2022 Fiscal Year Research-status Report
メトトレキサート関連リンパ増殖性疾患の消退機序を関節リウマチ関連遺伝子から紐解く
Project/Area Number |
19K17845
|
Research Institution | Japanese Foundation for Cancer Research |
Principal Investigator |
土橋 映仁 公益財団法人がん研究会, がん研究所 分子標的病理プロジェクト, 研究員 (40772249)
|
Project Period (FY) |
2019-04-01 – 2024-03-31
|
Keywords | メトトレキサート関連リンパ増殖性疾患 / 関節リウマチ |
Outline of Annual Research Achievements |
メトトレキサート関連リンパ増殖性疾患 (MTX-LPD) は、MTX投与中の患者に発生するリンパ増殖性疾患である。LPDには、リンパ腫、反応性過形成、境界領域病変が含まれ、リンパ腫が臨床上問題となる。これまでにMTX-LPDの遺伝子網羅的な解析は行われておらず、MTX-LPDの自然消退機序の解明はされていない。

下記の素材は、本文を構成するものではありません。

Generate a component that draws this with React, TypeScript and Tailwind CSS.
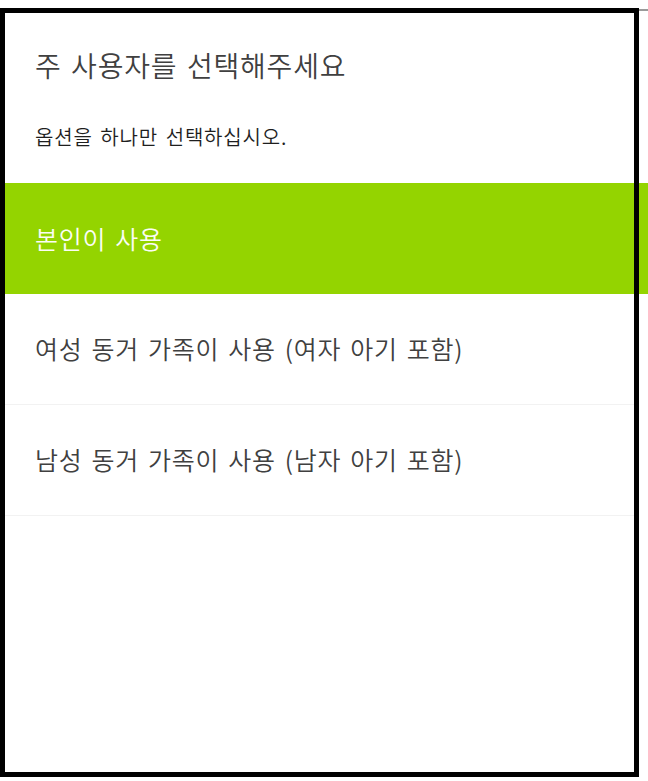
import React from "react";

const font = { fontFamily: '"Noto Sans CJK KR", "Noto Sans", sans-serif' };

export default function App() {
  const items = [
    { label: "본인이 사용", selected: true },
    { label: "여성 동거 가족이 사용 (여자 아기 포함)", selected: false },
    { label: "남성 동거 가족이 사용 (남자 아기 포함)", selected: false },
  ];
  return (
    <div className="w-[648px] h-[781px] bg-white flex" style={font}>
      <div className="mt-[8px] w-[639px] h-[769px] border-[5px] border-black bg-white flex flex-col">
        <div className="pt-[33px] pb-[33px] px-[30px] flex flex-col">
          <div className="text-[28px] leading-[38px] tracking-[0.8px] [word-spacing:2.5px] font-[350] text-[#404040]">
            주 사용자를 선택해주세요
          </div>
          <div className="mt-[40px] text-[20px] leading-[26px] tracking-[0.8px] [word-spacing:2.5px] font-[350] text-[#1e1e1e]">
            옵션을 하나만 선택하십시오.
          </div>
        </div>
        {items.map((it) => (
          <div
            key={it.label}
            className={
              it.selected
                ? "h-[111px] flex items-center px-[30px] bg-[#94d400] text-[25px] tracking-[0.8px] [word-spacing:2.5px] font-[350] text-[#fbfdf5]"
                : "h-[111px] flex items-center px-[30px] border-b border-[#f2f2f2] text-[25px] tracking-[0.8px] [word-spacing:2.5px] font-[350] text-[#404040]"
            }
          >
            {it.label}
          </div>
        ))}
      </div>
      <div className="w-[9px] flex flex-col">
        <div className="mt-[9px] h-[2px] bg-[#9a9a9a]" />
        <div className="mt-[172px] h-[111px] bg-[#94d400]" />
      </div>
    </div>
  );
}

そこで、化学療法が必要であった例とMTXの中止だけで寛解が得られた例の遺伝子網羅的な解析による比較を行った。 がん研有明病院にて生検、手術を行い、メトトレキサート関連リンパ増殖性疾患、または、その他の医原性免疫不全関連リンパ増殖性疾患と診断された患者41例のうち、検体が使用可能であった30例において、エクソームシーケンスを行った。また、リンパ腫組織型がDLBCLである検体を中心に、17例のRNAシーケンス、8例の全ゲノムバイサルファイトシーケンスを行った。さらに、共同研究機関より、38例の提供をいただき、追加でエクソームシーケンスを行った。これらの68例のエクソームシーケンスの中から、リンパ腫組織型がDLBCLである30例のエクソームシーケンスにさらに10例を新たに加え、化学療法が必要であった群とMTXの中止のみで改善した群で比較を行った。化学療法が必要であった群には、DLBCLを細分類する特徴的な遺伝子に変異が認められ、また、関節リウマチになりやすい遺伝子変異も認められた。 DLBCLを細分類する特徴的な遺伝子変異をより多くの症例で検討するため、FISH法や免疫染色で確かめることができる系を検討し、自験例で確認を行ったが、再現性に乏しかったため、ホルマリン固定パラフィン包埋切片 (FFPE)症例を22例追加して、検出された特徴の検証を行っている。
|
Current Status of Research Progress |
Current Status of Research Progress
2: Research has progressed on the whole more than it was originally planned.
Reason
DLBCLを細分類する特徴的な遺伝子変異をより多くの症例で検討するため、ホルマリン固定パラフィン包埋切片 (FFPE) でも用いることができる系を確立した。そこで、共同研究機関も含め、22例のFFPEのみ利用できる検体を追加し、エクソームシーケンスデータを得て、解析を進めている。
|
Strategy for Future Research Activity |
これまでに得られたエクソームシーケンスデータを比較検討し、得られた結果を、サンガーシーケンス、FISH法、免疫染色などで、検証する予定である。
|
Causes of Carryover |
ホルマリン固定パラフィン包埋切片由来の検体を用いて、エクソームシーケンスを行い、データを得た。次年度は、この結果の検証や成果報告のために使用する予定である。